(Pages as source code)
↓

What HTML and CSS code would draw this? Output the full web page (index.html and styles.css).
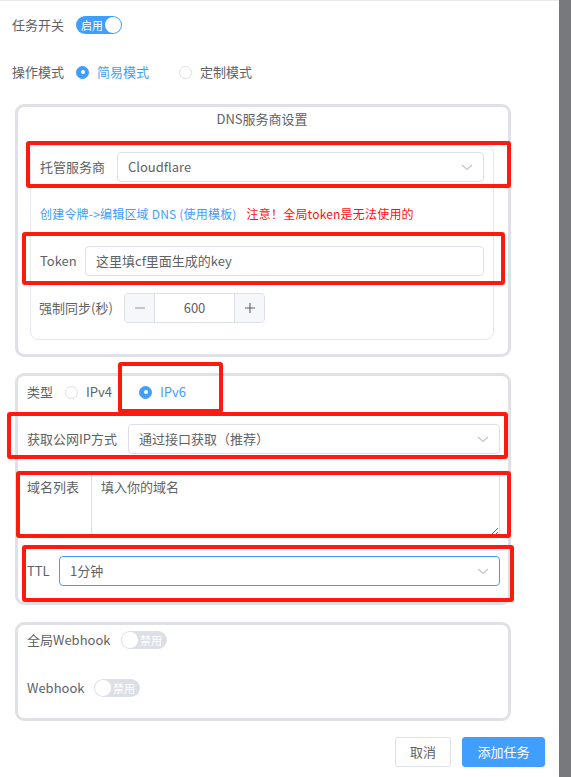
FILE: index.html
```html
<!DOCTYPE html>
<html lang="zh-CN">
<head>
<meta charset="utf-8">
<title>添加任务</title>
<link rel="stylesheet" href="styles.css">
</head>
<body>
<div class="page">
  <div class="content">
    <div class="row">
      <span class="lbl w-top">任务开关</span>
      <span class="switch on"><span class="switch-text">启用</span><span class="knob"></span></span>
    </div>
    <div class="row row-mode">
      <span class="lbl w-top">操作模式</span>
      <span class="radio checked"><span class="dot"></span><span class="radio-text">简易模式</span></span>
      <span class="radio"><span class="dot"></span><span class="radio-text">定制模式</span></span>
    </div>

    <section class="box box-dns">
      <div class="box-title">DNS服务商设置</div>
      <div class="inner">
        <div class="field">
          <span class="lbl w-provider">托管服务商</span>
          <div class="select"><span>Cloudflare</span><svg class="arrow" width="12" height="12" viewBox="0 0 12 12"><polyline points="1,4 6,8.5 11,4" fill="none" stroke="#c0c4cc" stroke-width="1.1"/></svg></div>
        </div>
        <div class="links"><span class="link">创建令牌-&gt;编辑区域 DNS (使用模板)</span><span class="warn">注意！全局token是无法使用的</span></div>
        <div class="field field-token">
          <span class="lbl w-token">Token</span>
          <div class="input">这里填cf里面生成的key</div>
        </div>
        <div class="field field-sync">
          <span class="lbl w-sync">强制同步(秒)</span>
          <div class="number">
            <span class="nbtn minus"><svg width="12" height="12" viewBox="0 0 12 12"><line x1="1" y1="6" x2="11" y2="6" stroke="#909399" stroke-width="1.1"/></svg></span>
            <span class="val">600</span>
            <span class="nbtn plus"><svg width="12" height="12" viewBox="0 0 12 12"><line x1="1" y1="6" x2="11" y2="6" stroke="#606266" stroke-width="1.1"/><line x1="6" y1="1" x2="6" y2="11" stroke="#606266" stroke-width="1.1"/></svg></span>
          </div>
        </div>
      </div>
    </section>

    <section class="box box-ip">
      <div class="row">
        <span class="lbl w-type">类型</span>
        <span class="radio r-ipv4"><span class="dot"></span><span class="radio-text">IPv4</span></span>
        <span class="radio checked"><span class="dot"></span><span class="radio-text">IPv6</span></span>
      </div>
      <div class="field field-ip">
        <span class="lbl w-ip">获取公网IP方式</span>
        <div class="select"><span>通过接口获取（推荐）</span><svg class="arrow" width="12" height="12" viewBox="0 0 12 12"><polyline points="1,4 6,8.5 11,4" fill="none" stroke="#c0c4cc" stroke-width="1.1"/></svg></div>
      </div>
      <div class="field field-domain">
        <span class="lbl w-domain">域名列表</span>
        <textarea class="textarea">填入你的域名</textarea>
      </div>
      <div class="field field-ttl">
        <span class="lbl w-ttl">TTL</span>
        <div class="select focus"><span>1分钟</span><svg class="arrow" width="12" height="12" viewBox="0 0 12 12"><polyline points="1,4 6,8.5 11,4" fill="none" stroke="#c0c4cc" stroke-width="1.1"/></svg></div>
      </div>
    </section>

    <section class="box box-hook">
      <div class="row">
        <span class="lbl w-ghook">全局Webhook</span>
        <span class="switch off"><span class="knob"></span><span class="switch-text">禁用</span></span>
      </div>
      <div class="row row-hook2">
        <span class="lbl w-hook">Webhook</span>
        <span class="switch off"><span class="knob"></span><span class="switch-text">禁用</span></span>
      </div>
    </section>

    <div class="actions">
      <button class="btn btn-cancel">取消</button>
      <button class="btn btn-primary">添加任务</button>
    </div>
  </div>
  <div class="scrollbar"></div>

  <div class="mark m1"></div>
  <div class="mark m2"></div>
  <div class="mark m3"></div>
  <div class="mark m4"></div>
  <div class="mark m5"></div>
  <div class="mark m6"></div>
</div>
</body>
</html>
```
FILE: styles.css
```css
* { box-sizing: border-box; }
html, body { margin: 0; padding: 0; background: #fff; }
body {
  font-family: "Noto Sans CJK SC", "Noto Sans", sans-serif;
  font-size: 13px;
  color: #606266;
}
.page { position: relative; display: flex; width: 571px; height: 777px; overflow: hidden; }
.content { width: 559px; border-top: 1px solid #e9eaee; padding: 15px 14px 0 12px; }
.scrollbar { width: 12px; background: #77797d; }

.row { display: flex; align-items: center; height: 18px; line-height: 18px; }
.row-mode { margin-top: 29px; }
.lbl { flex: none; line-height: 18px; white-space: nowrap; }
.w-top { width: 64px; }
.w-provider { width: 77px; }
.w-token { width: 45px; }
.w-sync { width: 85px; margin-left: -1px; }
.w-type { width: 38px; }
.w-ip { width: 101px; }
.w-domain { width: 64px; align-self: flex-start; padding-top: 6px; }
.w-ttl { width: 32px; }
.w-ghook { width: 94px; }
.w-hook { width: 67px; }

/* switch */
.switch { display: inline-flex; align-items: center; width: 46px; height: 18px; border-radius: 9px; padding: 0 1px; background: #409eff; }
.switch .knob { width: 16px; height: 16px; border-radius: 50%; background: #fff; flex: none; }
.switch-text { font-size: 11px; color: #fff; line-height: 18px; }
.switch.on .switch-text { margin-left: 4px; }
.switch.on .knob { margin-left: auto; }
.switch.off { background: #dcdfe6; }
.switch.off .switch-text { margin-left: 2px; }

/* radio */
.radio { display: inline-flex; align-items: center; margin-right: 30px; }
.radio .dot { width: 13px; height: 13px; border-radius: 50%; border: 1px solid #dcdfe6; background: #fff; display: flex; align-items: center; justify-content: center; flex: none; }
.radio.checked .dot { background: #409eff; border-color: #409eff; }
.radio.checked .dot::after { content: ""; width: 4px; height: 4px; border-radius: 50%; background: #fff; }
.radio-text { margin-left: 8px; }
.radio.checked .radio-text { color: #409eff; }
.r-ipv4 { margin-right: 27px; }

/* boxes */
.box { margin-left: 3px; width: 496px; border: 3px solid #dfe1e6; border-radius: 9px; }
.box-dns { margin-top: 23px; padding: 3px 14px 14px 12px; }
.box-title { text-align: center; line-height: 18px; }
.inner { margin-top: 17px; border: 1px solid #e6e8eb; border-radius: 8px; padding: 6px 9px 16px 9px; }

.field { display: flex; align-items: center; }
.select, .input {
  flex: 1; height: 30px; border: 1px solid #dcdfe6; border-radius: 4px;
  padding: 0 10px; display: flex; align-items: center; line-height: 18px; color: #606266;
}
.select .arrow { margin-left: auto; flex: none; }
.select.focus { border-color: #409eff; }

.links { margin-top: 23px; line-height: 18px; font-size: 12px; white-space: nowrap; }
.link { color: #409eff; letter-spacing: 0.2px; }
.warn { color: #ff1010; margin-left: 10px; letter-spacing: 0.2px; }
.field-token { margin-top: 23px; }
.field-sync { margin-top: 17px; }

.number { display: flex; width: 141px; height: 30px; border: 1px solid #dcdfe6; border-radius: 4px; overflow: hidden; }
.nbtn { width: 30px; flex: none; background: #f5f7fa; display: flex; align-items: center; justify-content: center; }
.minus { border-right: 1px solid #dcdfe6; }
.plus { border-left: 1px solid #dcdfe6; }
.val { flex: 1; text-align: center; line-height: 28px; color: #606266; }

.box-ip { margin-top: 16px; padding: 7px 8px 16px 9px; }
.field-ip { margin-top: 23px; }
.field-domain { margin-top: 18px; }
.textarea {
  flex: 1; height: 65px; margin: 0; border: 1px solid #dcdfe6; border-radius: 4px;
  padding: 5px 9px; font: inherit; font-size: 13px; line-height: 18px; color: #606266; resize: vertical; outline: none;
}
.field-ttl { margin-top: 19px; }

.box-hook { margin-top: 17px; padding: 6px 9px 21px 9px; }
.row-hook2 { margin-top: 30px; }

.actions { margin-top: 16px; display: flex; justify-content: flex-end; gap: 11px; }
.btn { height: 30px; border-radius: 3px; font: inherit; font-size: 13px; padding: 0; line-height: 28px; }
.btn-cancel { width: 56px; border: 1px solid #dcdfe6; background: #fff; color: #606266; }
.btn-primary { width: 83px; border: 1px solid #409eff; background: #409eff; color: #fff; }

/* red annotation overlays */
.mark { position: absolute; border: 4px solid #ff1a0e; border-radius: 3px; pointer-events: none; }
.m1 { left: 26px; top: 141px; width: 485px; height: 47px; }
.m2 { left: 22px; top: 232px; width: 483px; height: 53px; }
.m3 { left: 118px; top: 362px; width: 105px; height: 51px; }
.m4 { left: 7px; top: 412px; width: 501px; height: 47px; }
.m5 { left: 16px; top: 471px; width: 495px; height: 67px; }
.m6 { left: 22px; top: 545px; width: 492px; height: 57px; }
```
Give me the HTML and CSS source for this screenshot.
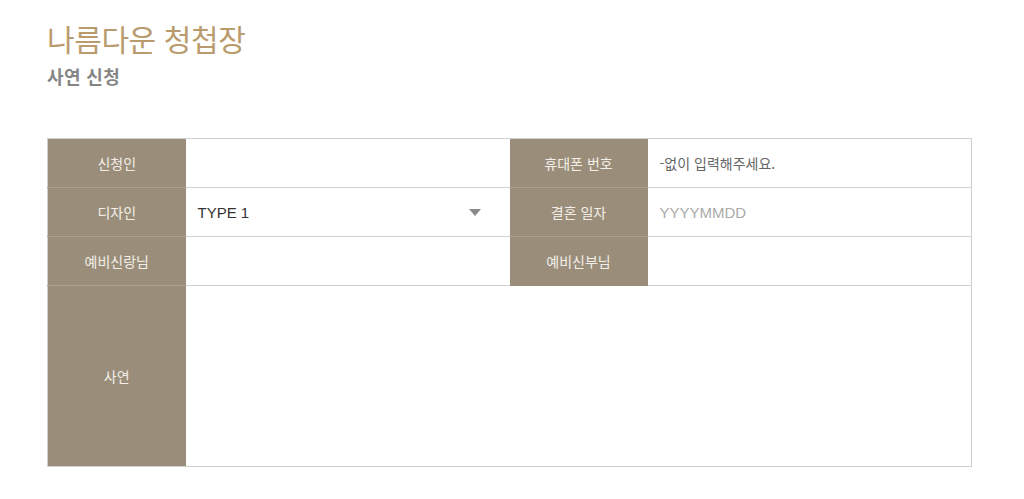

↑

**WRITTEN TASK**:
Using the listing above, return all lines where the word "styles" occurs.

**EXERCISE SOLUTION**:
What HTML and CSS code would draw this? Output the full web page (index.html and styles.css).
<link rel="stylesheet" href="styles.css">
FILE: styles.css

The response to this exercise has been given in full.